O vice-premier chinês, Li Keqiang, que, muitos esperam, será promovido a premier no próximo ano, aprovou o projeto conjunto entre o Banco Mundial e o CPD, quando Zoellick o propôs durante uma viagem a Pequim em setembro de 2010. Seus autores estão contando também com o segundo no escalão do CPD, Liu He, que também é conselheiro sênior do todo-poderoso Comitê Permanente do Politburo, para ajudar a garantir que as suas conclusões sejam consideradas seriamente pelos líderes chineses. Liu não quis comentar.
Entre as áreas mais polêmicas do relatório estão sugestões sobre como gerir as empresas estatais, que dominam os setores de energia, recursos naturais, telecomunicações e infraestrutura e têm fácil acesso a empréstimos com juros baixos de bancos estatais. O secretário do Tesouro dos EUA, Timothy Geithner, e outras autoridades ocidentais dizem que os subsídios para as empresas prejudicam a concorrência internacional. Internamente, os críticos reclamam que as estatais sufocam a concorrência, utilizam os lucros do monopólio para se expandir para outras áreas, e pagam minguados dividendos.

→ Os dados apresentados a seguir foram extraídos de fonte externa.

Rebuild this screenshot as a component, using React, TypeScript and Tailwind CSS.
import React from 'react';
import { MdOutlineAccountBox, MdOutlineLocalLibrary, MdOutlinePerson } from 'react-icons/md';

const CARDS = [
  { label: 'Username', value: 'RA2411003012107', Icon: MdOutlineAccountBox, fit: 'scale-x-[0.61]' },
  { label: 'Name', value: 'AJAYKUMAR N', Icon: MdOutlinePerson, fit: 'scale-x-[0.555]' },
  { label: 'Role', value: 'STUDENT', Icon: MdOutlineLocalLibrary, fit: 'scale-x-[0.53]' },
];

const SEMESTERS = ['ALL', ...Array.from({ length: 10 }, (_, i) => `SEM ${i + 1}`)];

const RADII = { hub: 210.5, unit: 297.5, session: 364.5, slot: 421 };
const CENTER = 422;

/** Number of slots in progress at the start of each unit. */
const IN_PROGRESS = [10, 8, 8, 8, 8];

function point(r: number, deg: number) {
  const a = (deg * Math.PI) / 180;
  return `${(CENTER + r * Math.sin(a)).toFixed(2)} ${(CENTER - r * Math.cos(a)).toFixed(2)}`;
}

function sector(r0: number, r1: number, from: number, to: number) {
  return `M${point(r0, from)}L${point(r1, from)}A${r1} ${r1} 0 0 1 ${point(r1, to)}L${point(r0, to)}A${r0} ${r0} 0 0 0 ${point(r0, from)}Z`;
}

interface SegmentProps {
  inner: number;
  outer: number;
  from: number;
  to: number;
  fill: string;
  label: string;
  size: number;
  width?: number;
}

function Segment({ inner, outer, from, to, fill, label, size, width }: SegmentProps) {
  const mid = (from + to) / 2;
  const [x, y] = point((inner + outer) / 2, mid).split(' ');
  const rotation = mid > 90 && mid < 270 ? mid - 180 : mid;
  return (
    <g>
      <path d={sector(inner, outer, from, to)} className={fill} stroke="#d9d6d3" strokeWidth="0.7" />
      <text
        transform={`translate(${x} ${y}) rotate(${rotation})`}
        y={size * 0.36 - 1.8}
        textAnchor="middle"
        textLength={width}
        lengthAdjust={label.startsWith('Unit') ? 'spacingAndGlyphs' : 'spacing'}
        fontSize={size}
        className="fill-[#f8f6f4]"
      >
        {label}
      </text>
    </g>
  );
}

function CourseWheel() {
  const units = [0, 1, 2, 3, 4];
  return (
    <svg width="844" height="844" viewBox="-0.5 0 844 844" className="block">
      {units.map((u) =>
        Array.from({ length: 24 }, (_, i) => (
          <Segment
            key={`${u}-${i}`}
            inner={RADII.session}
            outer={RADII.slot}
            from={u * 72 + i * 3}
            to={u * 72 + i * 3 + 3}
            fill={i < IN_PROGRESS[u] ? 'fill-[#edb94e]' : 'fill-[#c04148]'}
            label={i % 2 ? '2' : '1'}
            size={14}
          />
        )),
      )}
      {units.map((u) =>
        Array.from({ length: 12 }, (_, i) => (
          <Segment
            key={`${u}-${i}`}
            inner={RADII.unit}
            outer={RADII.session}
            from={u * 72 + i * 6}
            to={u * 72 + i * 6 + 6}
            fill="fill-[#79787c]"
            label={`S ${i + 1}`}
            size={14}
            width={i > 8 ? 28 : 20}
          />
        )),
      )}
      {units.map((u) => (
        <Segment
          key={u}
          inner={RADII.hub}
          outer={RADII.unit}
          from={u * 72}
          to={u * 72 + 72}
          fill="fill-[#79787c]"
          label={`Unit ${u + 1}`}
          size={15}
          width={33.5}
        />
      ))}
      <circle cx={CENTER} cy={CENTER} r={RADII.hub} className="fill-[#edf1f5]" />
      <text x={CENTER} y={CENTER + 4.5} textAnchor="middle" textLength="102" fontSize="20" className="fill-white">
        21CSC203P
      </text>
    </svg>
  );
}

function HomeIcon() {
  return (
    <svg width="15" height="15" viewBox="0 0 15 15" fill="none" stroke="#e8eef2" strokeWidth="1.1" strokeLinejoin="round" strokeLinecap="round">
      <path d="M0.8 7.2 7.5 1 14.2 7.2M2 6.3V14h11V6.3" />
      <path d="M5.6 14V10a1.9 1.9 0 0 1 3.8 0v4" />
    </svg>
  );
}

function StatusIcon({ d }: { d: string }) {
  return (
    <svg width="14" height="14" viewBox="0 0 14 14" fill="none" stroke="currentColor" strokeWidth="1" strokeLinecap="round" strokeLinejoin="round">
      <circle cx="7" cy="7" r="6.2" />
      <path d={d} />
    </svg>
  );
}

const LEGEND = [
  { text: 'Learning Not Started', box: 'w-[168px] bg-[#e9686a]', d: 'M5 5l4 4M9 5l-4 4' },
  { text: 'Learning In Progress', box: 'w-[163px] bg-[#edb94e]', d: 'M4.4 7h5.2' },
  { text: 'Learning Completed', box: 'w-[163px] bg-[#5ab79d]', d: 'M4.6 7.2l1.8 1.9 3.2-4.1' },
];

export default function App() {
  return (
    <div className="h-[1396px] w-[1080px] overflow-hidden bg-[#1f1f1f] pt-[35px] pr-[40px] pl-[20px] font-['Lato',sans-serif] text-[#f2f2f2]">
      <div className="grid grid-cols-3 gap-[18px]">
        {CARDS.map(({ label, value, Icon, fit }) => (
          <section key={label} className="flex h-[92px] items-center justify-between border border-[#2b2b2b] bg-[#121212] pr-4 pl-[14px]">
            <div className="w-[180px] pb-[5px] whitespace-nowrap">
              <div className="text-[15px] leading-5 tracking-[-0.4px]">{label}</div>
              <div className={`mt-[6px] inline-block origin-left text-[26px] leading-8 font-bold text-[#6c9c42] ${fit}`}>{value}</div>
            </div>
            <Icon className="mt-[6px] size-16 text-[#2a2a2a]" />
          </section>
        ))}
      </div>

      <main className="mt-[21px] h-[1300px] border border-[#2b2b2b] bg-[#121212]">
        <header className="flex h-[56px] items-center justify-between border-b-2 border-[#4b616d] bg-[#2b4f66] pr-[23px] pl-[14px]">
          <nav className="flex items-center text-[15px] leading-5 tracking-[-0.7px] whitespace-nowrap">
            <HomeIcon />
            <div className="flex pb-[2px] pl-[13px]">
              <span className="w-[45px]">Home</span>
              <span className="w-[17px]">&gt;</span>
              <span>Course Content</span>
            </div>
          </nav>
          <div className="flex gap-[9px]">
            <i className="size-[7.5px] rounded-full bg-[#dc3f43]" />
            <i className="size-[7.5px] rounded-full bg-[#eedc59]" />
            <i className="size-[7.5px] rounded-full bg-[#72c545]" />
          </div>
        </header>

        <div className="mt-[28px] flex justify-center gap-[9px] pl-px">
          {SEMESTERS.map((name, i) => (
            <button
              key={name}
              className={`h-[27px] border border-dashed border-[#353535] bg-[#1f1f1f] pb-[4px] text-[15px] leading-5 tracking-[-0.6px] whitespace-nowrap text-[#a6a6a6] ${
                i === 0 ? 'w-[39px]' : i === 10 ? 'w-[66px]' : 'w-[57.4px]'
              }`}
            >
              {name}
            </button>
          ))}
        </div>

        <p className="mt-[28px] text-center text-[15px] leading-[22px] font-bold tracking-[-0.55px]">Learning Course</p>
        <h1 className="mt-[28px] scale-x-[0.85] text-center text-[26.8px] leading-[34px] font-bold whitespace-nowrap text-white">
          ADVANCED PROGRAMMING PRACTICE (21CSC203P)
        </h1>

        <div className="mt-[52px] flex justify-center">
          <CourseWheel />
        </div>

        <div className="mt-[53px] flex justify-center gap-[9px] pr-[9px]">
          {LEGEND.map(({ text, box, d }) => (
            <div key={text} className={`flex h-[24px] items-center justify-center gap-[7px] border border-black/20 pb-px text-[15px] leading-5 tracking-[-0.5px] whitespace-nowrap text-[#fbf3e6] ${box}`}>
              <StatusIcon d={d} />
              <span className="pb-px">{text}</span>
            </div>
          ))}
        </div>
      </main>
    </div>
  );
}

O Banco Mundial e o CPD argumentam que as estatais devem ser supervisionadas por firmas de administração de ativos, dizem os envolvidos no relatório. Os gestores de ativos tentariam garantir que as empresas sejam dirigidas no mesmo estilo de empresas comerciais e não para fins políticos.
"A China precisa restringir o papel das estatais, acabar com os monopólios, diversificar a propriedade, e reduzir as barreiras para a entrada de empresas privadas", disse Zoellick em uma palestra para economistas em Chicago no mês passado.
O relatório também recomenda um aumento acentuado nos dividendos que as estatais pagam, o que aumentaria a receita do governo e poderia financiar programas sociais, disseram os envolvidos com o relatório.
"É uma proposta inovadora", disse Yiping Huang, um economista da Barclays Capital. Mas outros argumentam que as propostas não vão longe o suficiente. Nem o Banco Mundial nem o CPD propuseram a privatização de estatais, concluindo que isso seria politicamente inaceitável.